● **What is needed**
Report every line in the listing that contains the string "screenshot".

● **Record extracts**
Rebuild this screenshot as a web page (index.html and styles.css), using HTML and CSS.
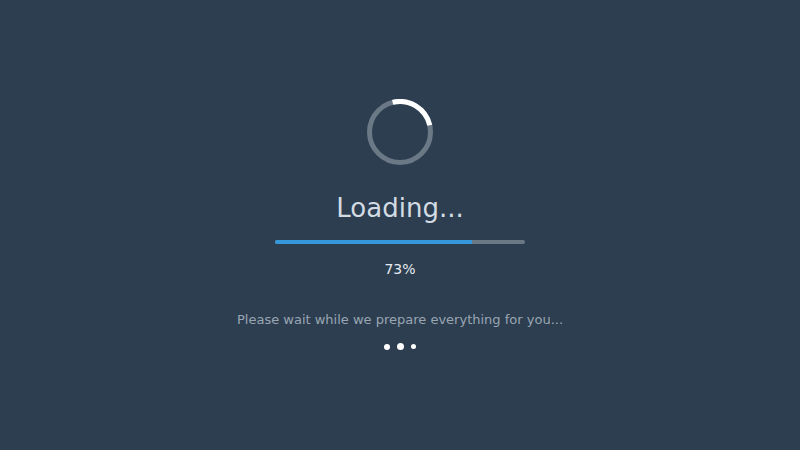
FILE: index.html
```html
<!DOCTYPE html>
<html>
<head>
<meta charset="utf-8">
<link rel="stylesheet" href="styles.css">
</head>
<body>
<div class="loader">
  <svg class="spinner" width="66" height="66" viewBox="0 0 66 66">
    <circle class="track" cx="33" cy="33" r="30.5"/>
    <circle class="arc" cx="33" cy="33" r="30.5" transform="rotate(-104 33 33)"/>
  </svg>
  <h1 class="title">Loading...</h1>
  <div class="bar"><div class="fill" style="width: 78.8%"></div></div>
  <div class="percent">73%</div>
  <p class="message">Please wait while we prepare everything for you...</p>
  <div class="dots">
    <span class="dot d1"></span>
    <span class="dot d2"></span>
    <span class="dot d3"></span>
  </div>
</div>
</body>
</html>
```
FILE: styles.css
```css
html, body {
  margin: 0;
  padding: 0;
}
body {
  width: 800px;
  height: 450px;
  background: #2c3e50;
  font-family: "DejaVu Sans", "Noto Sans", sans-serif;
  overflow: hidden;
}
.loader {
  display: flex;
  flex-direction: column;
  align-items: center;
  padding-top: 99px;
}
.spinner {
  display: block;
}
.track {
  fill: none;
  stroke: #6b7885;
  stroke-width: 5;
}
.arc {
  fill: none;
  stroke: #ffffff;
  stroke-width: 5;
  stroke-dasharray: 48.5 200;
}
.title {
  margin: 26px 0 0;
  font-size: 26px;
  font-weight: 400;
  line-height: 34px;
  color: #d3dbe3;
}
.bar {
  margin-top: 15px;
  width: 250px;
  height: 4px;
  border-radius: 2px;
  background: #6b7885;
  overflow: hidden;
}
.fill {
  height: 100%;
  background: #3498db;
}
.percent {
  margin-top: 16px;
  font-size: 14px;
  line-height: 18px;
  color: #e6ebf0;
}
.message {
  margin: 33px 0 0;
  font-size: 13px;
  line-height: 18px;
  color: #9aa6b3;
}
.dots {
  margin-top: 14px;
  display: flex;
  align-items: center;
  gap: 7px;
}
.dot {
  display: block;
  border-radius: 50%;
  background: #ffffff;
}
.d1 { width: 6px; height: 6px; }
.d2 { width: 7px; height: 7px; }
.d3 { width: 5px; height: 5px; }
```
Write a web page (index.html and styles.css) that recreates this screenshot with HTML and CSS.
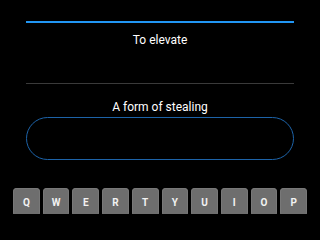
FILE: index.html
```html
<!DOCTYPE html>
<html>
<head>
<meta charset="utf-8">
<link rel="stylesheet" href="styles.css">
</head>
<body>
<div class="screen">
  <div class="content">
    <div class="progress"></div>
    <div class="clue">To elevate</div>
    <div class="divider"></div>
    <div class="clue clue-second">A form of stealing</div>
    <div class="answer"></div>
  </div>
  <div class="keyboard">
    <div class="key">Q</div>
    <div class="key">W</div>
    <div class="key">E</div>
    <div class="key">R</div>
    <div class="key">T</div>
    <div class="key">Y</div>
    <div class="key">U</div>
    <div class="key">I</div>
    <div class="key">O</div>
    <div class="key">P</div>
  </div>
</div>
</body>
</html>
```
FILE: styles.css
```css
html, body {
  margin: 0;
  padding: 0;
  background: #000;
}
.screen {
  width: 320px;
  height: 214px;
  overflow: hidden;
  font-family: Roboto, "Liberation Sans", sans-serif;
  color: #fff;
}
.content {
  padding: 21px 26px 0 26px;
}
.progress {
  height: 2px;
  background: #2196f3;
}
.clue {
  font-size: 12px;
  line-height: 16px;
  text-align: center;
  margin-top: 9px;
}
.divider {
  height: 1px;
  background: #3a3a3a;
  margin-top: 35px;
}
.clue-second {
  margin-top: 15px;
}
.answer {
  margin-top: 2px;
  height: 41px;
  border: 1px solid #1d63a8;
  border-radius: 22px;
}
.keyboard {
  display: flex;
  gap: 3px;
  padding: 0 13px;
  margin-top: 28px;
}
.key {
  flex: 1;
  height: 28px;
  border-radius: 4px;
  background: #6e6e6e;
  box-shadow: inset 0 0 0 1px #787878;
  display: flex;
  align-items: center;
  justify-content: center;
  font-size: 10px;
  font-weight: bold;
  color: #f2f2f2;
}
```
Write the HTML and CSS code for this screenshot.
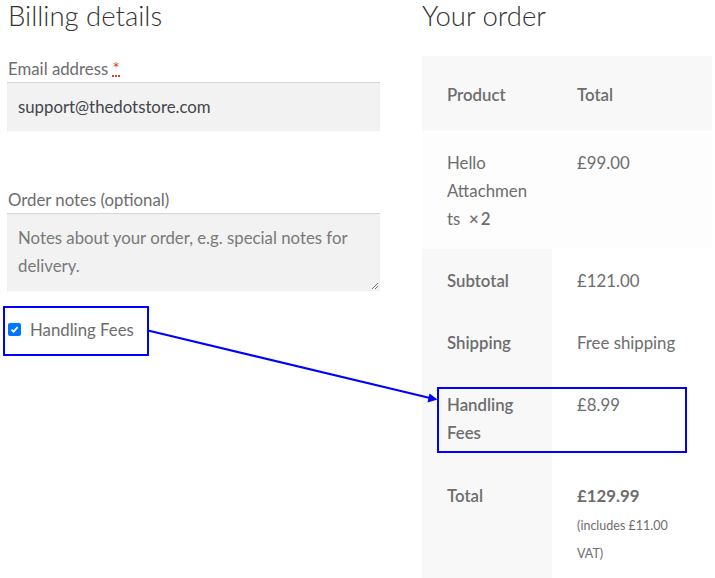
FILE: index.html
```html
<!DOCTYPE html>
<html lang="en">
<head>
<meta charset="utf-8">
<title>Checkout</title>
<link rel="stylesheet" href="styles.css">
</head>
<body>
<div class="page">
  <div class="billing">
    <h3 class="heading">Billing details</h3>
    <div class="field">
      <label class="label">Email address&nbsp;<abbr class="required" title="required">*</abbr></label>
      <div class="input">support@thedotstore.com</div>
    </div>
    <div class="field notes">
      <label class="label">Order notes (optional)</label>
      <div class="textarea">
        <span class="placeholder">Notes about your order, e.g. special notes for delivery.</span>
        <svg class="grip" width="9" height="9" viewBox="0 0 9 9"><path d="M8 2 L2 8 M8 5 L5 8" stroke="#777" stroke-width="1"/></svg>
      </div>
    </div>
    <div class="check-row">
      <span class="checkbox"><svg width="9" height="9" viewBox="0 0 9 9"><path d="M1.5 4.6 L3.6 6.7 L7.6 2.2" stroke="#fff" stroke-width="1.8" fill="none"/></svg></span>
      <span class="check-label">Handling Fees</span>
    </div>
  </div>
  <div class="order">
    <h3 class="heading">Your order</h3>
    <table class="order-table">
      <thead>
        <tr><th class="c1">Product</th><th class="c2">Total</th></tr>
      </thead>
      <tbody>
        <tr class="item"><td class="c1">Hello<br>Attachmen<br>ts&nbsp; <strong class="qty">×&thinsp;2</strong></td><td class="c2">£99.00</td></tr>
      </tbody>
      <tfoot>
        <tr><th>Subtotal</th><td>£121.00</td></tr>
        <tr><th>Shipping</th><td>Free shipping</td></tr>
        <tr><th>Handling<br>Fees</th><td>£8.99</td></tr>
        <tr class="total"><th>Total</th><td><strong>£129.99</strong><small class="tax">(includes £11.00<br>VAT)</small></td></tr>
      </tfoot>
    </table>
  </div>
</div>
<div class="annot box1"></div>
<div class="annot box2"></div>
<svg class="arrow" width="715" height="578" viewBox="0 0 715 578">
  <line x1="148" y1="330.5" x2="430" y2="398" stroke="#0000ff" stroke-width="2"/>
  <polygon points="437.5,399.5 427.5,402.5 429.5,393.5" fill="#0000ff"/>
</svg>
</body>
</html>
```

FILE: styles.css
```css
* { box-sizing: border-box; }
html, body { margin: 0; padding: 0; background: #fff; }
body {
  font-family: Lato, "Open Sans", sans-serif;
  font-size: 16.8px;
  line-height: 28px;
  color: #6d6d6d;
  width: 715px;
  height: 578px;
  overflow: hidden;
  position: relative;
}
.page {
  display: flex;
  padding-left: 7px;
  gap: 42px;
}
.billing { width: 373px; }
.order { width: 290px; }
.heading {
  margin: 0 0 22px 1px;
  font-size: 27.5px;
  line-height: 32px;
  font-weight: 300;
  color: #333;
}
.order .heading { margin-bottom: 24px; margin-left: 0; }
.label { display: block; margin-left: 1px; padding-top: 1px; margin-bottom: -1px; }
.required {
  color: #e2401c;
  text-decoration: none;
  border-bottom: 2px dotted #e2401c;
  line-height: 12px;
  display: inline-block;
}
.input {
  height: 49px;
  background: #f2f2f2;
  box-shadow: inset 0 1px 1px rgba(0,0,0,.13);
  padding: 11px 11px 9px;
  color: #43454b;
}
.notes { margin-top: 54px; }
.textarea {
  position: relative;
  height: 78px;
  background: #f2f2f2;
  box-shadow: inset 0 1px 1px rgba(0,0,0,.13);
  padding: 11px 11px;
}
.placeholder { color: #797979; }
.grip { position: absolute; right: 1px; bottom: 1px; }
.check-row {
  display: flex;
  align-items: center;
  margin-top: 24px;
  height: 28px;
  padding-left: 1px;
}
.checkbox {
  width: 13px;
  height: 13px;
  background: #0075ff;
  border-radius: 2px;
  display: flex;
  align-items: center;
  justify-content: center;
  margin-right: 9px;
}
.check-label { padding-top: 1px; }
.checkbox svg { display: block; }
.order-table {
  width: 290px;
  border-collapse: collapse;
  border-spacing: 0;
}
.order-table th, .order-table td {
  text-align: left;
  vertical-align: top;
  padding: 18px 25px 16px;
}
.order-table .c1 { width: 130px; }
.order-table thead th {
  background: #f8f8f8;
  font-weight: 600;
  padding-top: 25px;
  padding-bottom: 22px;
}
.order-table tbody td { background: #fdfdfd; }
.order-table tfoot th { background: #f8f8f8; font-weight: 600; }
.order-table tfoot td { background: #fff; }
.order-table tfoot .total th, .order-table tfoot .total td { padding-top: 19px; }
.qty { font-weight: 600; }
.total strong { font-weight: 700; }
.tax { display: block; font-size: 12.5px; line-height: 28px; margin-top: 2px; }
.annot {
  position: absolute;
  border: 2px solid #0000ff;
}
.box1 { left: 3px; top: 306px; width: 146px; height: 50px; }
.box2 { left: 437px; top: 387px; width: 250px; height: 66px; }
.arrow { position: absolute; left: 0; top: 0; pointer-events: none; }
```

● **Answer to the problem**
Rebuild this screenshot as a web page (index.html and styles.css), using HTML and CSS.
Write a web page (index.html and styles.css) that recreates this screenshot with HTML and CSS.
Write the HTML and CSS code for this screenshot.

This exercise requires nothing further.